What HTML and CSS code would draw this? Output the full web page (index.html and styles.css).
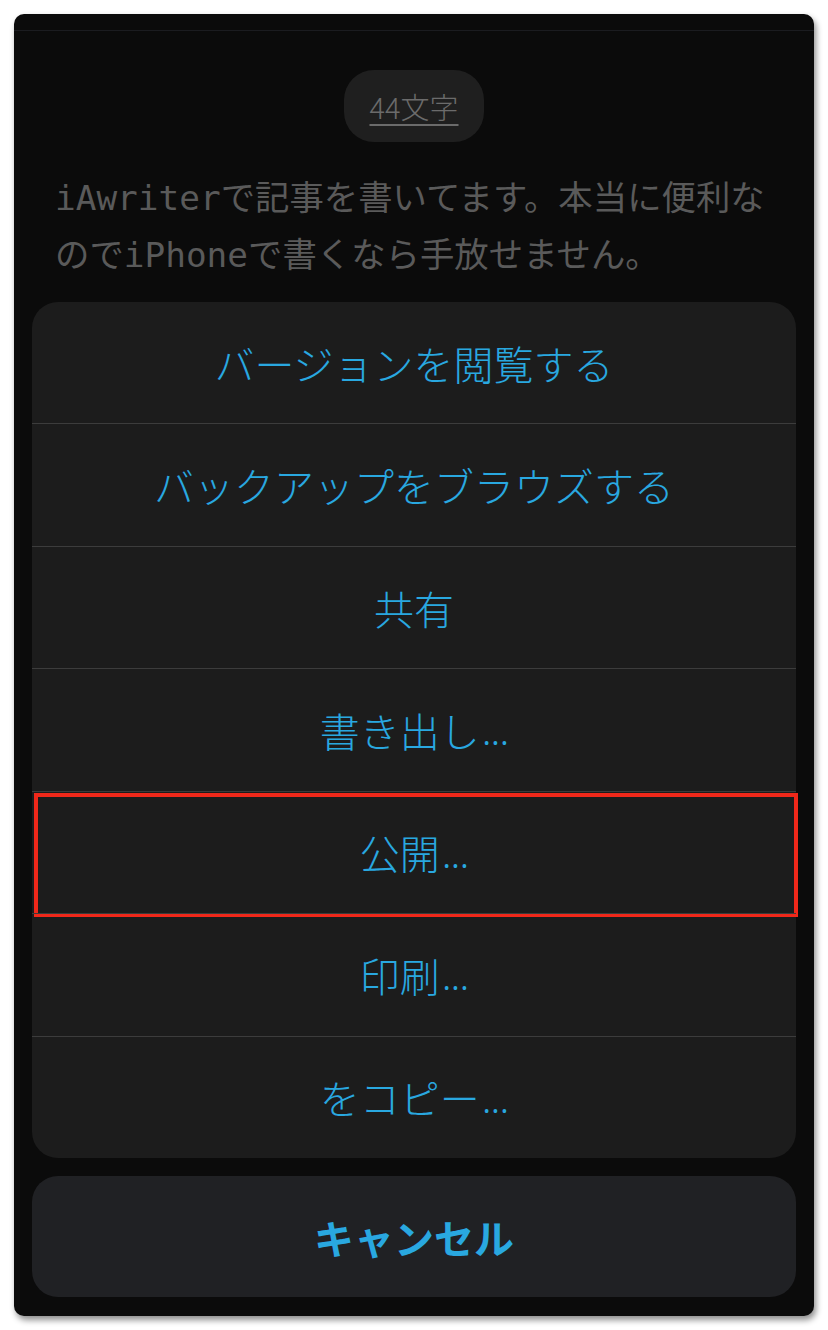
FILE: index.html
```html
<!DOCTYPE html>
<html lang="ja">
<head>
    <meta charset="UTF-8">
    <title>iA Writer メニュー</title>
    <link rel="stylesheet" href="styles.css">
</head>
<body>
    <div class="phone">
        <div class="topbar"></div>
        <div class="editor">
            <div class="counter"><span>44文字</span></div>
            <p class="doc-text">iAwriterで記事を書いてます。本当に便利なのでiPhoneで書くなら手放せません。</p>
        </div>
        <div class="sheet">
            <div class="action">バージョンを閲覧する</div>
            <div class="action">バックアップをブラウズする</div>
            <div class="action">共有</div>
            <div class="action">書き出し<span class="dots">...</span></div>
            <div class="action marked">公開<span class="dots">...</span></div>
            <div class="action">印刷<span class="dots">...</span></div>
            <div class="action">をコピー<span class="dots">...</span></div>
        </div>
        <div class="cancel">キャンセル</div>
    </div>
</body>
</html>
```

FILE: styles.css
```css
body {
    margin: 0;
    padding: 0;
    background-color: #fff;
    font-family: "Noto Sans CJK JP", "Noto Sans", sans-serif;
}
.phone {
    width: 800px;
    height: 1302px;
    margin: 14px;
    background-color: #0b0b0b;
    border-radius: 10px;
    box-shadow: 2px 4px 6px rgba(0, 0, 0, 0.45);
    display: flex;
    flex-direction: column;
    overflow: hidden;
}
.topbar {
    height: 16px;
    border-bottom: 1px solid #1b1c20;
}
.editor {
    padding: 0 41px;
}
.counter {
    display: flex;
    justify-content: center;
    margin-top: 39px;
}
.counter span {
    width: 140px;
    height: 72px;
    line-height: 72px;
    text-align: center;
    background-color: #1f1f1f;
    border-radius: 30px;
    color: #6b6b6b;
    font-size: 29px;
    font-weight: 300;
    text-decoration: underline;
    text-underline-offset: 5px;
}
.doc-text {
    margin: 28px 0 0;
    font-family: "DejaVu Sans Mono", "Noto Sans CJK JP", monospace;
    font-size: 34.4px;
    line-height: 57px;
    color: #5a5a5a;
}
.sheet {
    margin: 18px 18px 0;
    height: 856px;
    background-color: #1c1c1c;
    border-radius: 26px;
    display: flex;
    flex-direction: column;
}
.action {
    flex: 1;
    display: flex;
    align-items: center;
    justify-content: center;
    color: #29a8e0;
    font-size: 40px;
    font-weight: 300;
    border-top: 1px solid #3c3c3c;
    position: relative;
}
.action:first-child {
    border-top: none;
}
.dots {
    font-family: "Noto Sans", sans-serif;
    letter-spacing: -1px;
    margin-left: 2px;
}
.marked::after {
    content: "";
    position: absolute;
    top: 1px;
    left: 2px;
    right: -2px;
    bottom: -4px;
    border: 4px solid #f0281a;
}
.cancel {
    margin: 18px 18px 0;
    height: 121px;
    background-color: #202124;
    border-radius: 26px;
    display: flex;
    align-items: center;
    justify-content: center;
    color: #29a8e0;
    font-size: 40px;
    font-weight: bold;
}
```
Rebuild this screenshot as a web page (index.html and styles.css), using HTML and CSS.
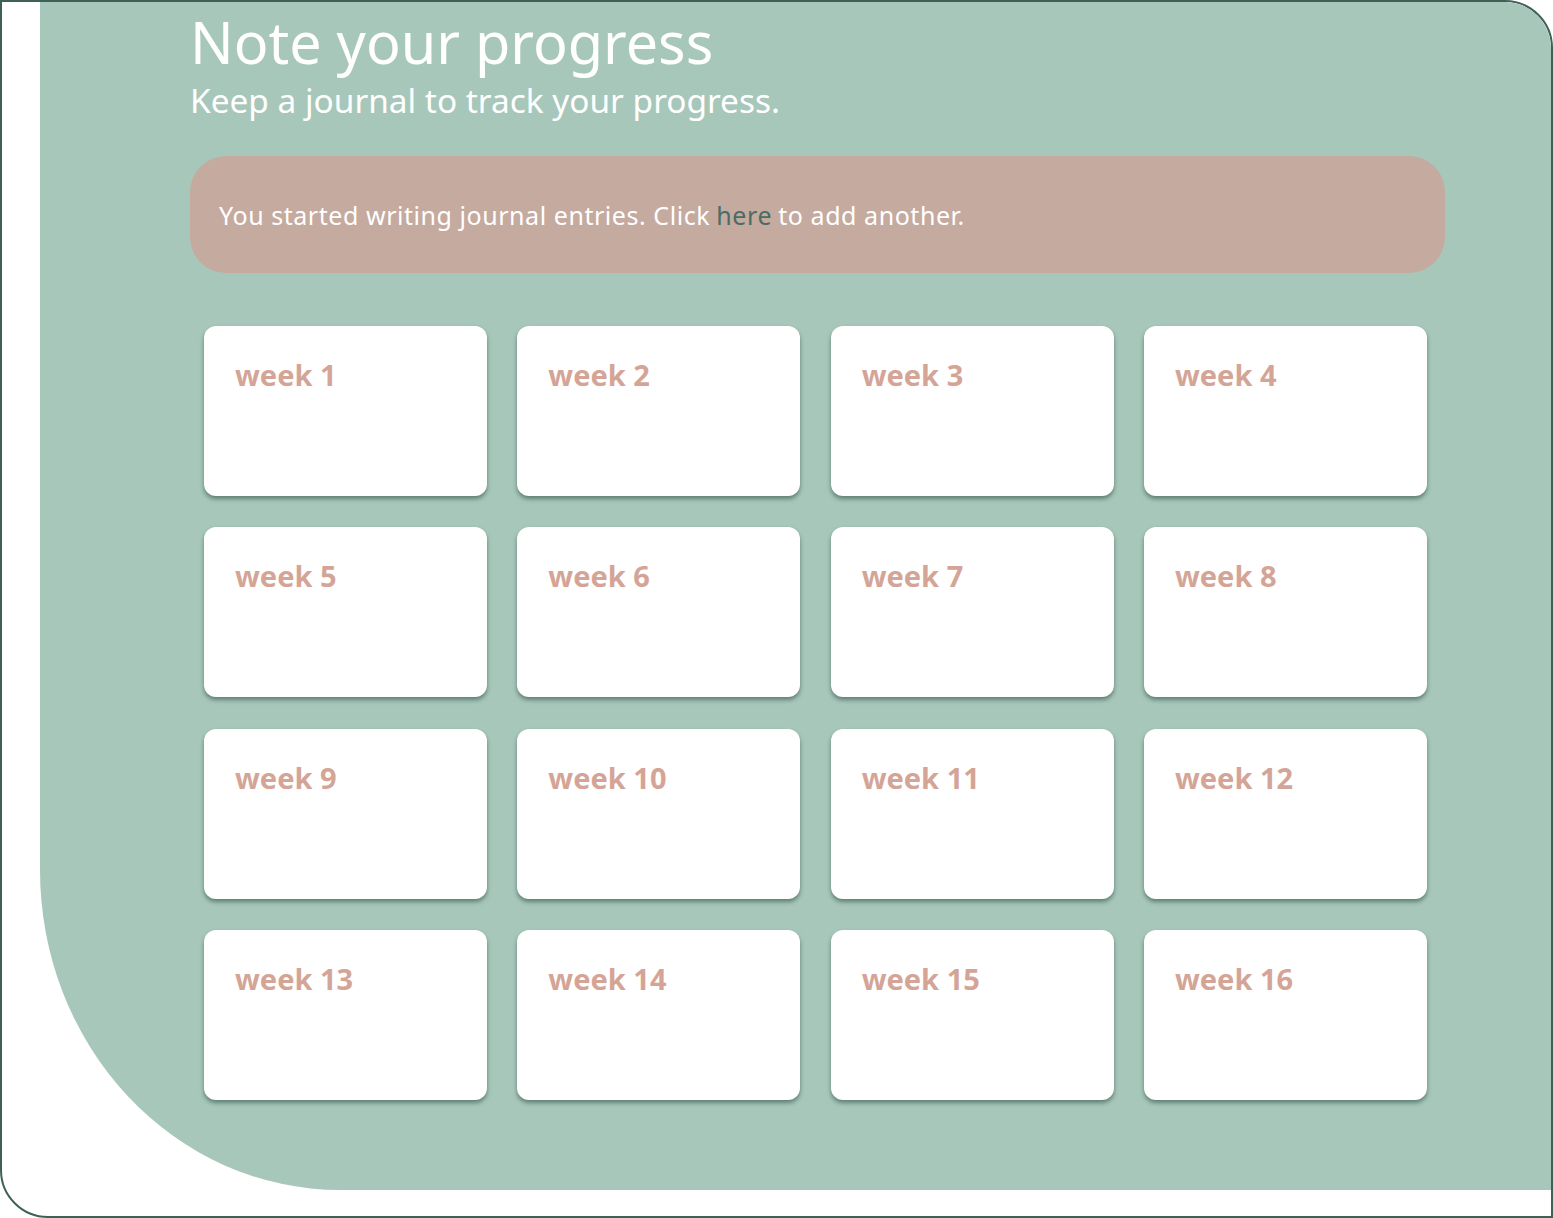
FILE: index.html
```html
<!DOCTYPE html>
<html>
<head>
<meta charset="utf-8">
<link rel="stylesheet" href="styles.css">
</head>
<body>
<div class="frame">
  <section class="panel">
    <h1 class="title">Note your progress</h1>
    <p class="subtitle">Keep a journal to track your progress.</p>
    <div class="banner">You started writing journal entries. Click <a class="link" href="#">here</a> to add another.</div>
    <div class="grid">
      <div class="card">week 1</div>
      <div class="card">week 2</div>
      <div class="card">week 3</div>
      <div class="card">week 4</div>
      <div class="card">week 5</div>
      <div class="card">week 6</div>
      <div class="card">week 7</div>
      <div class="card">week 8</div>
      <div class="card">week 9</div>
      <div class="card">week 10</div>
      <div class="card">week 11</div>
      <div class="card">week 12</div>
      <div class="card">week 13</div>
      <div class="card">week 14</div>
      <div class="card">week 15</div>
      <div class="card">week 16</div>
    </div>
  </section>
</div>
</body>
</html>
```
FILE: styles.css
```css
html, body {
  margin: 0;
  padding: 0;
  background: #ffffff;
}
body {
  font-family: "Noto Sans", "Open Sans", sans-serif;
}
.frame {
  width: 1553px;
  height: 1218px;
  box-sizing: border-box;
  border: 2px solid #3d6157;
  border-radius: 0 48px 0 48px;
  overflow: hidden;
  background: #ffffff;
}
.panel {
  margin-left: 38px;
  height: 1188px;
  box-sizing: border-box;
  background: #a7c7ba;
  border-radius: 0 46px 0 300px / 0 46px 0 320px;
  padding: 7px 106px 0 150px;
}
.title {
  margin: 0;
  font-weight: 400;
  font-size: 57.5px;
  line-height: 66px;
  color: #ffffff;
}
.subtitle {
  margin: 4px 0 0;
  font-size: 33.4px;
  line-height: 42px;
  color: #ffffff;
}
.banner {
  margin-top: 35px;
  height: 117px;
  box-sizing: border-box;
  padding: 0 29px;
  display: flex;
  align-items: center;
  background: #c5aa9f;
  border-radius: 36px;
  font-size: 25px;
  letter-spacing: 0.55px;
  color: #ffffff;
}
.link {
  color: #4a6c64;
  text-decoration: none;
  margin: 0 0.25em;
}
.grid {
  margin-top: 53px;
  padding: 0 18px 0 14px;
  display: grid;
  grid-template-columns: repeat(4, 1fr);
  column-gap: 30.33px;
  row-gap: 31.33px;
}
.card {
  height: 170px;
  box-sizing: border-box;
  background: #ffffff;
  border-radius: 12px;
  box-shadow: 0 3px 4px rgba(80, 110, 100, 0.8);
  padding: 30px 31px 0;
  font-size: 29px;
  font-weight: 700;
  line-height: 38px;
  color: #d4a597;
}
```
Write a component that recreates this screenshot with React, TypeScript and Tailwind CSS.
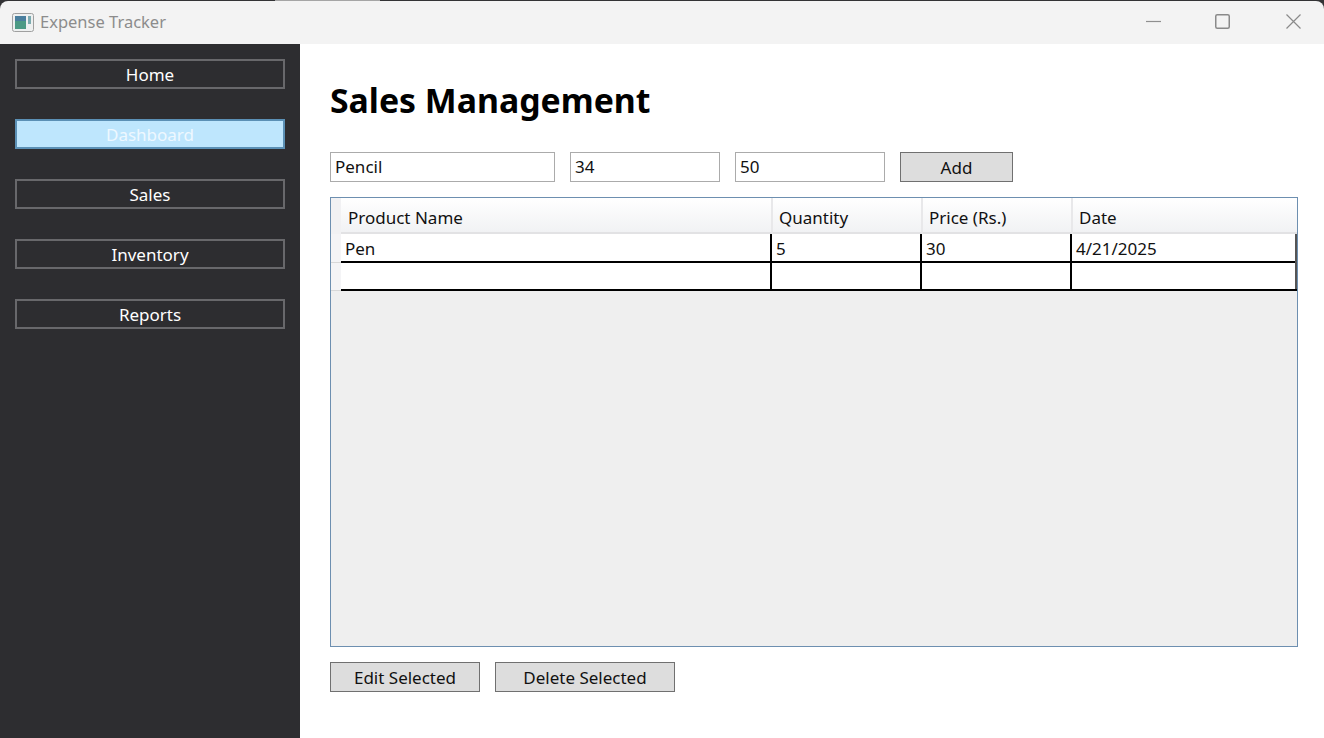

----------------

**What the exercise asks:** Repeat the listing in full and exactly. Do not include any images.

**Completed exercise:**
What HTML and CSS code would draw this? Output the full web page (index.html and styles.css).
FILE: index.html
```html
<!DOCTYPE html>
<html lang="ja">
<head>
    <meta charset="UTF-8">
    <title>iA Writer メニュー</title>
    <link rel="stylesheet" href="styles.css">
</head>
<body>
    <div class="phone">
        <div class="topbar"></div>
        <div class="editor">
            <div class="counter"><span>44文字</span></div>
            <p class="doc-text">iAwriterで記事を書いてます。本当に便利なのでiPhoneで書くなら手放せません。</p>
        </div>
        <div class="sheet">
            <div class="action">バージョンを閲覧する</div>
            <div class="action">バックアップをブラウズする</div>
            <div class="action">共有</div>
            <div class="action">書き出し<span class="dots">...</span></div>
            <div class="action marked">公開<span class="dots">...</span></div>
            <div class="action">印刷<span class="dots">...</span></div>
            <div class="action">をコピー<span class="dots">...</span></div>
        </div>
        <div class="cancel">キャンセル</div>
    </div>
</body>
</html>
```

FILE: styles.css
```css
body {
    margin: 0;
    padding: 0;
    background-color: #fff;
    font-family: "Noto Sans CJK JP", "Noto Sans", sans-serif;
}
.phone {
    width: 800px;
    height: 1302px;
    margin: 14px;
    background-color: #0b0b0b;
    border-radius: 10px;
    box-shadow: 2px 4px 6px rgba(0, 0, 0, 0.45);
    display: flex;
    flex-direction: column;
    overflow: hidden;
}
.topbar {
    height: 16px;
    border-bottom: 1px solid #1b1c20;
}
.editor {
    padding: 0 41px;
}
.counter {
    display: flex;
    justify-content: center;
    margin-top: 39px;
}
.counter span {
    width: 140px;
    height: 72px;
    line-height: 72px;
    text-align: center;
    background-color: #1f1f1f;
    border-radius: 30px;
    color: #6b6b6b;
    font-size: 29px;
    font-weight: 300;
    text-decoration: underline;
    text-underline-offset: 5px;
}
.doc-text {
    margin: 28px 0 0;
    font-family: "DejaVu Sans Mono", "Noto Sans CJK JP", monospace;
    font-size: 34.4px;
    line-height: 57px;
    color: #5a5a5a;
}
.sheet {
    margin: 18px 18px 0;
    height: 856px;
    background-color: #1c1c1c;
    border-radius: 26px;
    display: flex;
    flex-direction: column;
}
.action {
    flex: 1;
    display: flex;
    align-items: center;
    justify-content: center;
    color: #29a8e0;
    font-size: 40px;
    font-weight: 300;
    border-top: 1px solid #3c3c3c;
    position: relative;
}
.action:first-child {
    border-top: none;
}
.dots {
    font-family: "Noto Sans", sans-serif;
    letter-spacing: -1px;
    margin-left: 2px;
}
.marked::after {
    content: "";
    position: absolute;
    top: 1px;
    left: 2px;
    right: -2px;
    bottom: -4px;
    border: 4px solid #f0281a;
}
.cancel {
    margin: 18px 18px 0;
    height: 121px;
    background-color: #202124;
    border-radius: 26px;
    display: flex;
    align-items: center;
    justify-content: center;
    color: #29a8e0;
    font-size: 40px;
    font-weight: bold;
}
```
Rebuild this screenshot as a web page (index.html and styles.css), using HTML and CSS.
FILE: index.html
```html
<!DOCTYPE html>
<html>
<head>
<meta charset="utf-8">
<link rel="stylesheet" href="styles.css">
</head>
<body>
<div class="frame">
  <section class="panel">
    <h1 class="title">Note your progress</h1>
    <p class="subtitle">Keep a journal to track your progress.</p>
    <div class="banner">You started writing journal entries. Click <a class="link" href="#">here</a> to add another.</div>
    <div class="grid">
      <div class="card">week 1</div>
      <div class="card">week 2</div>
      <div class="card">week 3</div>
      <div class="card">week 4</div>
      <div class="card">week 5</div>
      <div class="card">week 6</div>
      <div class="card">week 7</div>
      <div class="card">week 8</div>
      <div class="card">week 9</div>
      <div class="card">week 10</div>
      <div class="card">week 11</div>
      <div class="card">week 12</div>
      <div class="card">week 13</div>
      <div class="card">week 14</div>
      <div class="card">week 15</div>
      <div class="card">week 16</div>
    </div>
  </section>
</div>
</body>
</html>
```
FILE: styles.css
```css
html, body {
  margin: 0;
  padding: 0;
  background: #ffffff;
}
body {
  font-family: "Noto Sans", "Open Sans", sans-serif;
}
.frame {
  width: 1553px;
  height: 1218px;
  box-sizing: border-box;
  border: 2px solid #3d6157;
  border-radius: 0 48px 0 48px;
  overflow: hidden;
  background: #ffffff;
}
.panel {
  margin-left: 38px;
  height: 1188px;
  box-sizing: border-box;
  background: #a7c7ba;
  border-radius: 0 46px 0 300px / 0 46px 0 320px;
  padding: 7px 106px 0 150px;
}
.title {
  margin: 0;
  font-weight: 400;
  font-size: 57.5px;
  line-height: 66px;
  color: #ffffff;
}
.subtitle {
  margin: 4px 0 0;
  font-size: 33.4px;
  line-height: 42px;
  color: #ffffff;
}
.banner {
  margin-top: 35px;
  height: 117px;
  box-sizing: border-box;
  padding: 0 29px;
  display: flex;
  align-items: center;
  background: #c5aa9f;
  border-radius: 36px;
  font-size: 25px;
  letter-spacing: 0.55px;
  color: #ffffff;
}
.link {
  color: #4a6c64;
  text-decoration: none;
  margin: 0 0.25em;
}
.grid {
  margin-top: 53px;
  padding: 0 18px 0 14px;
  display: grid;
  grid-template-columns: repeat(4, 1fr);
  column-gap: 30.33px;
  row-gap: 31.33px;
}
.card {
  height: 170px;
  box-sizing: border-box;
  background: #ffffff;
  border-radius: 12px;
  box-shadow: 0 3px 4px rgba(80, 110, 100, 0.8);
  padding: 30px 31px 0;
  font-size: 29px;
  font-weight: 700;
  line-height: 38px;
  color: #d4a597;
}
```
Write a component that recreates this screenshot with React, TypeScript and Tailwind CSS.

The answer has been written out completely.